The cigar world has room for different approaches. Padron represents the austere, quality-above-all philosophy. Arturo Fuente represents family heritage and artistry. Rocky Patel represents accessibility and variety. Gurkha represents luxury branding and abundance.
None of these approaches is inherently better than the others. What matters is whether the cigars deliver when you light them up. And the best Gurkha cigars do deliver.
The Future
Gurkha has been making moves to address its credibility gap. Recent releases have shown more focused blending, more realistic pricing, and a tighter quality control that suggests the company is listening to the criticism. The Ghost line, in particular, has been praised by reviewers who normally dismiss the brand.
If Hansotia can narrow the portfolio, bring MSRPs closer to actual selling prices, and continue the quality trajectory of recent releases, Gurkha has the potential to transform its reputation from "divisive" to "respected." The tobacco relationships and manufacturing partnerships are in place. The distribution is strong. What's needed is the discipline to say "less is more" -- a lesson that the best cigar brands have always understood.

The Verdict
Gurkha is the cigar brand that tests your ability to separate substance from marketing. If you can look past the inflated MSRPs, the overwhelming portfolio, and the luxury branding, you'll find a handful of genuinely good cigars at reasonable actual prices.
The Ghost is a legitimately good cigar. The Cellar Reserve is interesting and well-made. The Heritage offers honest value. And if you approach them with fair expectations -- not the expectations set by the $20 MSRP, but the expectations appropriate for the $8 you actually paid -- you'll find more to enjoy than the critics suggest.

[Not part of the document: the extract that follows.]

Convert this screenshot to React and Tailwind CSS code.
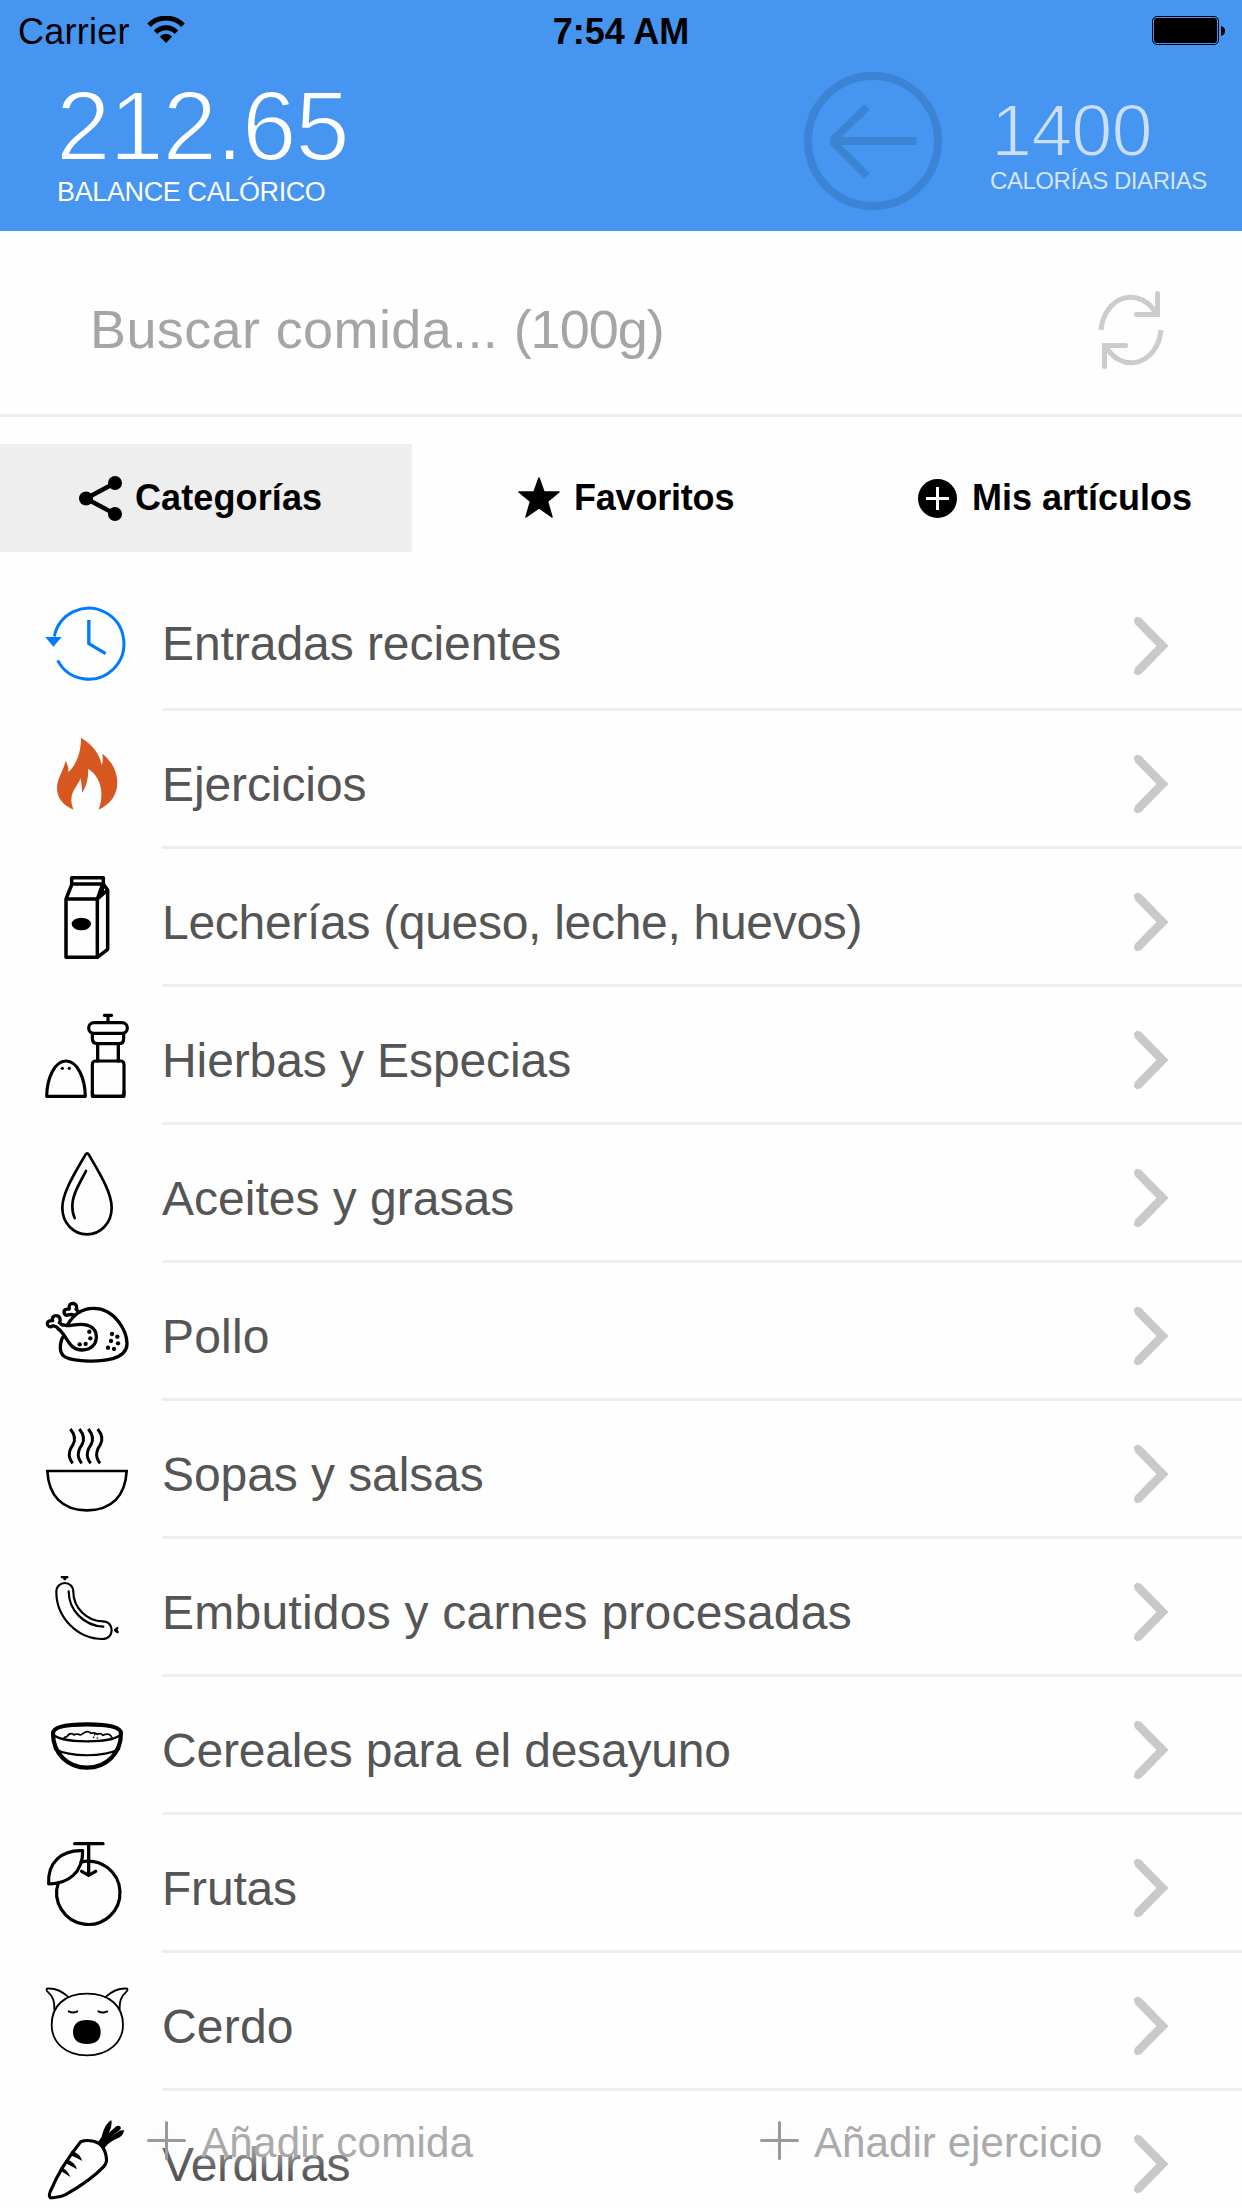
import React from "react";

/* Category icons are drawn on a 486x414 grid (three units per pixel). */
function RowIcon({ top, children, color = "#000", sw = 8 }) {
  return (
    <svg
      className="block h-[138px] w-[162px] shrink-0"
      viewBox={`0 ${top} 486 414`}
      fill="none"
      stroke={color}
      strokeWidth={sw}
      strokeLinecap="round"
      strokeLinejoin="round"
    >
      {children}
    </svg>
  );
}

const Dots = ({ points, r }) =>
  points.map(([x, y]) => <circle key={`${x}-${y}`} cx={x} cy={y} r={r} fill="#000" stroke="none" />);

const Recent = () => (
  <RowIcon top={9} color="#007aff" sw={9}>
    <path strokeLinecap="butt" d="M163 199A105.500 106.500 0 1 1 173 271" />
    <path d="M136 201H185L160 230Z" fill="#007aff" stroke="none" />
    <path d="M266.500 150V221L317 251" strokeWidth="10" strokeLinecap="butt" strokeLinejoin="miter" />
  </RowIcon>
);

const Fire = () => (
  <RowIcon top={423} color="none">
    <path
      fill="#d65720"
      d="M243 503C276 522 301 553 305 586C309 576 309 564 307 551C334 571 352 605 352 638C352 674 330 704 295 719C302 705 305 687 304 668C303 638 288 610 264 597C266 623 259 650 246 669C246 654 245 639 241 625C238 642 214 660 214 690C214 700 217 711 221 719C190 708 171 683 171 655C171 625 189 607 197 572C203 583 206 595 205 607C227 586 244 548 243 503Z"
    />
  </RowIcon>
);

const Milk = () => (
  <RowIcon top={837} sw={10.5}>
    <path d="M198 987H292V1162H198ZM198 987L216 942H308L292 987M215 942V923H310V942L323 960V1138L292 1162M323 960L292 987M310 942L304 975" />
    <ellipse cx="244" cy="1062" rx="29" ry="19" fill="#000" stroke="none" />
  </RowIcon>
);

const Spices = () => (
  <RowIcon top={21} sw={9.5}>
    <path d="M140 349H256C255 295 233 243 198 243C163 243 141 295 140 349Z" />
    <rect x="277" y="243" width="95" height="106" rx="10" />
    <path d="M277 335V349H372V335" />
    <path d="M293 192V243M355 192V243" strokeWidth="10" />
    <path d="M277 161V176Q278 191 292 191H356Q371 191 371 176V161" />
    <rect x="266" y="128" width="116" height="32" rx="16" />
    <path d="M313 106H335M324 106V126" />
    <Dots points={[[187, 265], [208, 265]]} r={5} />
  </RowIcon>
);

const Drop = () => (
  <RowIcon top={435} sw={8}>
    <path d="M257 523C260 519 263 519 266 523C292 569 335 634 335 683C335 729 302 763 261 763C220 763 187 729 187 683C187 637 226 577 257 523Z" />
    <path d="M258 573C240 608 217 643 217 678C217 690 219 704 224 714" />
  </RowIcon>
);

const Chicken = () => (
  <RowIcon top={849} sw={10}>
    <path d="M203 1034C221 1002 249 985 281 985C346 985 381 1055 381 1091C381 1117 360 1129 338 1136C302 1146 241 1145 207 1136C189 1131 181 1119 181 1105C181 1089 184 1076 192 1067" />
    <path d="M174 1046C202 1065 204 1110 247 1110C272 1110 289 1094 289 1070C289 1045 268 1033 243 1033C223 1033 212 1038 200 1037L187 1034" />
    <path d="M174 1046C172 1040 162 1037 157 1038C150 1044 142 1037 142 1031C142 1025 148 1021 158 1022C154 1012 162 1006 169 1007C181 1008 183 1021 178 1028L187 1035" />
    <path d="M222 1005C214 1001 206 1005 200 1006C191 1004 189 991 198 988C203 986 208 990 208 985C205 976 211 970 218 970C230 971 232 981 228 988L238 997" />
    <Dots points={[[268, 1055], [271, 1075], [257, 1092], [239, 1093], [336, 1062], [352, 1070], [333, 1083], [354, 1090], [324, 1103], [342, 1107]]} r={6.5} />
  </RowIcon>
);

const Soup = () => (
  <RowIcon top={3} sw={8}>
    <path strokeLinejoin="miter" d="M142 213H380C376 287 336 331 261 331C186 331 146 287 142 213Z" />
    {[-1, 26, 53, 81].map((dx) => (
      <path
        key={dx}
        strokeLinecap="butt"
        strokeWidth="9"
        transform={`translate(${dx} 0)`}
        d="M212 87C225 103 229 118 220 134C211 147 206 158 210 173C212 180 215 185 219 190"
      />
    ))}
  </RowIcon>
);

const Sausage = () => (
  <RowIcon top={417} sw={6.5}>
    <path d="M169 576C169 540 220 540 220 576C220 623 261 664 308 664C344 664 344 717 308 717C232 717 169 652 169 576Z" />
    <path d="M206 574C206 630 251 677 310 680" />
    <path d="M183 528L204 528L206 533L199 536L198 541H191L190 536L182 533Z M342 688L351 681L355 680V686L352 689L356 694V700L351 700L343 694Z" fill="#000" stroke="none" />
  </RowIcon>
);

const Cereal = () => (
  <RowIcon top={831} sw={5}>
    <path strokeWidth="12.5" d="M159 1000C159 979 206 973 261 973C316 973 363 979 363 1000C363 1060 319 1103 261 1103C203 1103 159 1060 159 1000Z" />
    <path strokeWidth="7" d="M159 1000C166 1017 212 1024 261 1024C310 1024 356 1017 363 1000" />
    <path strokeWidth="6" d="M164 1047C212 1072 310 1072 358 1047" />
    <path d="M190 1018Q194 1010 201 1010Q207 997 219 1002Q222 1007 225 1003Q235 1001 241 1005Q248 1002 253 998Q264 991 273 1000Q284 996 292 1003Q301 998 309 1006Q320 1000 329 1004Q337 1010 335 1018" />
    <Dots points={[[281, 1012], [292, 1014], [284, 1004]]} r={2.5} />
  </RowIcon>
);

const Fruit = () => (
  <RowIcon top={45} sw={9.5}>
    <path d="M243 186A95 95 0 1 1 175 248" />
    <path d="M146 252C142 186 187 149 248 152C249 217 205 252 146 252Z" />
    <path strokeWidth="10" d="M224 131H309M266 131V225M245 214L266 226L287 214" />
  </RowIcon>
);

const Pig = () => (
  <RowIcon top={459} sw={5.5}>
    <path d="M261 581C329 581 369 619 369 674C369 727 326 766 261 766C196 766 155 727 155 674C155 619 193 581 261 581Z" />
    <path d="M163 628C164 606 161 591 140 572V566C166 563 185 573 204 590M359 628C358 606 361 591 382 572V566C356 563 337 573 318 590" />
    <path d="M206 634Q219 641 232 634M295 634Q308 641 322 634" />
    <path d="M261 660C290 660 302 674 302 696C302 720 288 732 261 732C234 732 219 720 219 696C219 674 232 660 261 660Z" fill="#000" stroke="none" />
  </RowIcon>
);

const Carrot = () => (
  <RowIcon top={873} sw={9.5}>
    <path d="M242 1025C261 1019 284 1023 298 1031C310 1040 315 1051 318 1066C320 1078 322 1088 311 1100C278 1136 237 1161 197 1184C181 1192 162 1194 151 1193C146 1189 149 1178 153 1170C171 1126 203 1074 242 1025Z" />
    <path fill="#000" stroke="none" d="M293 1028L305 1010C310 993 314 974 334 960C337 975 331 991 326 999L347 980C356 973 365 979 362 987L331 1014L358 992L372 990C371 1003 363 1011 353 1015C337 1023 326 1028 317 1040L309 1047Z" />
    <path fill="#000" stroke="none" d="M215 1053Q240 1060 247 1083Q231 1074 211 1065ZM199 1078Q224 1085 231 1108Q214 1098 195 1088ZM183 1101Q203 1110 211 1131Q195 1120 178 1111Z" />
  </RowIcon>
);

const Chevron = () => (
  <svg className="mt-[43px] mr-[73px] block h-[60px] w-[36px] shrink-0" viewBox="0 0 36 60" fill="none">
    <path d="M4.500 4.500L29.500 30L4.500 55.500" stroke="#c9c9c9" strokeWidth="8.500" />
    <path d="M4.500 4.500L29.500 30L4.500 55.500" stroke="#c9c9c9" strokeWidth="7" strokeLinecap="round" />
  </svg>
);

const rows = [
  ["Entradas recientes", Recent, "pt-[47px] tracking-[-0.06px]"],
  ["Ejercicios", Fire, "pt-[50px] tracking-[-0.1px]"],
  ["Lecherías (queso, leche, huevos)", Milk, "pt-[50px] tracking-[-0.3px]"],
  ["Hierbas y Especias", Spices, "pt-[50px] tracking-[-0.1px]"],
  ["Aceites y grasas", Drop, "pt-[50px]"],
  ["Pollo", Chicken, "pt-[50px] tracking-[0.2px]"],
  ["Sopas y salsas", Soup, "pt-[50px] tracking-[-0.08px]"],
  ["Embutidos y carnes procesadas", Sausage, "pt-[50px] tracking-[0.24px]"],
  ["Cereales para el desayuno", Cereal, "pt-[50px] tracking-[-0.2px]"],
  ["Frutas", Fruit, "pt-[50px] tracking-[-0.2px]"],
  ["Cerdo", Pig, "pt-[50px] tracking-[0.2px]"],
  ["Verduras", Carrot, "pt-[50px] tracking-[-0.5px]"],
];

function StatusBar() {
  return (
    <div className="flex h-[50px] items-start justify-between text-[36px] leading-none text-black">
      <div className="flex w-[400px] items-start pl-[18px]">
        <span className="pt-[14px] tracking-[0.25px]">Carrier</span>
        <svg className="mt-[16px] ml-[17px] h-[27px] w-[38px]" viewBox="0 0 38 27" fill="none" stroke="#000">
          <path d="M2 9.200C11.500-0.300 26.500-0.300 36 9.200" strokeWidth="5" />
          <path d="M8.500 16.300C14.500 10.300 23.500 10.300 29.500 16.300" strokeWidth="5" />
          <path d="M12.700 20.600Q19 14.900 25.300 20.600L19 27Z" fill="#000" stroke="none" />
        </svg>
      </div>
      <span className="pt-[14px] text-[36px] font-bold">7:54 AM</span>
      <div className="flex w-[400px] justify-end pr-[17px]">
        <svg className="mt-[16px] h-[29px] w-[73px]" viewBox="0 0 73 29">
          <rect x="0.500" y="0.500" width="66" height="28" rx="4.500" fill="none" stroke="#000" />
          <rect x="2" y="2" width="63" height="25" rx="3" fill="#000" />
          <path d="M69 10Q73 11 73 14.500Q73 19 69 20Z" fill="#000" />
        </svg>
      </div>
    </div>
  );
}

function Header() {
  return (
    <header className="h-[231px] bg-[#4595f1]">
      <StatusBar />
      <div className="flex items-start leading-none text-white">
        <div className="w-[804px] pl-[56px]">
          <div className="mt-[27px] text-[98px] tracking-[-1.2px] [-webkit-text-stroke:2px_#4595f1]">212.65</div>
          <div className="mt-[4px] ml-px text-[27px] tracking-[-0.38px]">BALANCE CALÓRICO</div>
        </div>
        <svg className="mt-[22px] h-[138px] w-[138px] shrink-0" viewBox="0 0 138 138" fill="none" stroke="#3c84d3" strokeWidth="8">
          <circle cx="69" cy="69" r="65" />
          <path strokeLinejoin="round" d="M63 35L31 66Q29 69 31 72L63 104M31 69H112.500" />
        </svg>
        <div className="pl-[48px]">
          <div className="mt-[44px] ml-px text-[74px] tracking-[-1px] text-[#c9dffb] [-webkit-text-stroke:1.8px_#4595f1]">1400</div>
          <div className="mt-px text-[24px] tracking-[-0.45px] text-[#d5e6fc]">CALORÍAS DIARIAS</div>
        </div>
      </div>
    </header>
  );
}

function SearchBar() {
  return (
    <div className="flex h-[186px] items-start justify-between border-b-[3px] border-[#eee] pr-[78px] pl-[90px]">
      <div className="pt-[71px] text-[54px] leading-none whitespace-pre text-[#a5a5a5]">
        <span className="tracking-[0.38px]">Buscar comida... </span>
        <span className="tracking-[-1px]">(100g)</span>
      </div>
      <svg className="mt-[60px] h-[78px] w-[66px]" viewBox="0 0 66 78" fill="none" stroke="#ccc" strokeWidth="5">
        <path d="M3 39A30 36 0 0 1 58.500 23.500M63 39A30 36 0 0 1 7.500 54.500" />
        <path strokeLinecap="round" d="M59.500 2.500V23.500H38.500M6.500 75.500V54.500H27.500" />
      </svg>
    </div>
  );
}

function Tabs() {
  return (
    <nav className="mt-[27px] flex h-[108px] text-[36px] leading-none font-bold text-black">
      <div className="flex w-[412px] items-center bg-[#eee] pl-[79px]">
        <svg className="h-[45px] w-[43px]" viewBox="0 0 43 45">
          <path d="M36 7L7 22.500L36 38" stroke="#000" strokeWidth="4.500" fill="none" />
          <circle cx="36" cy="7" r="7" />
          <circle cx="7" cy="22.500" r="7" />
          <circle cx="36" cy="38" r="7" />
        </svg>
        <span className="ml-[13px] tracking-[0.12px]">Categorías</span>
      </div>
      <div className="flex w-[414px] items-center pl-[106px]">
        <svg className="h-[42px] w-[42px]" viewBox="0 0 42 42">
          <path d="M21 1L26 15H41L29.500 24.500L34 40L21 31L8 40L12.500 24.500L1 15H16Z" stroke="#000" strokeWidth="1.500" strokeLinejoin="round" />
        </svg>
        <span className="ml-[14px] tracking-[-0.2px]">Favoritos</span>
      </div>
      <div className="flex flex-1 items-center pl-[92px]">
        <svg className="h-[39px] w-[39px]" viewBox="0 0 39 39">
          <circle cx="19.500" cy="19.500" r="19.500" />
          <path d="M19.500 8V31M8 19.500H31" stroke="#fff" strokeWidth="3" />
        </svg>
        <span className="ml-[15px] whitespace-nowrap">Mis artículos</span>
      </div>
    </nav>
  );
}

function AddButton({ label, className }) {
  return (
    <div className={className}>
      <svg
        className="mt-[1px] h-[39px] w-[39px] shrink-0 overflow-visible [filter:drop-shadow(0_0_14px_#f2f2f2)]"
        viewBox="0 0 39 39"
        stroke="#999"
        strokeWidth="3"
        strokeLinecap="round"
      >
        <path d="M19.500 1.500V37.500M1.500 19.500H37.500" />
      </svg>
      <span className="mt-px ml-[15px] whitespace-nowrap [text-shadow:0_0_24px_#f9f9f9,0_0_24px_#f9f9f9]">{label}</span>
    </div>
  );
}

export default function App() {
  return (
    <div className="relative h-[2208px] w-[1242px] overflow-hidden bg-[#fefefe] font-['Liberation_Sans',Arial,sans-serif]">
      <Header />
      <SearchBar />
      <Tabs />
      <main className="mt-[21px]">
        {rows.map(([label, Icon, cls]) => (
          <div key={label} className="flex h-[138px]">
            <Icon />
            <div className="flex flex-1 items-start justify-between border-b-[3px] border-[#eee]">
              <span className={`text-[48px] leading-none whitespace-nowrap text-[#555] ${cls}`}>{label}</span>
              <Chevron />
            </div>
          </div>
        ))}
      </main>
      <footer className="absolute inset-x-0 top-[2120px] flex text-[42px] leading-[44px] text-[#aaa]">
        <AddButton label="Añadir comida" className="flex w-[760px] items-start pl-[147px] tracking-[0.3px]" />
        <AddButton label="Añadir ejercicio" className="flex items-start tracking-[0.08px]" />
      </footer>
    </div>
  );
}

Is Gurkha the best cigar brand? No. Is it the worst? Not even close. It's a brand that makes some good cigars, wraps them in aggressive marketing, and sells them at prices that are fair once you understand the game. Know the game, and you can play it to your advantage.
Buy the Ghost. Skip the hype. Judge the cigar, not the marketing. That's the honest way to approach Gurkha, and it's the honest way to approach any cigar.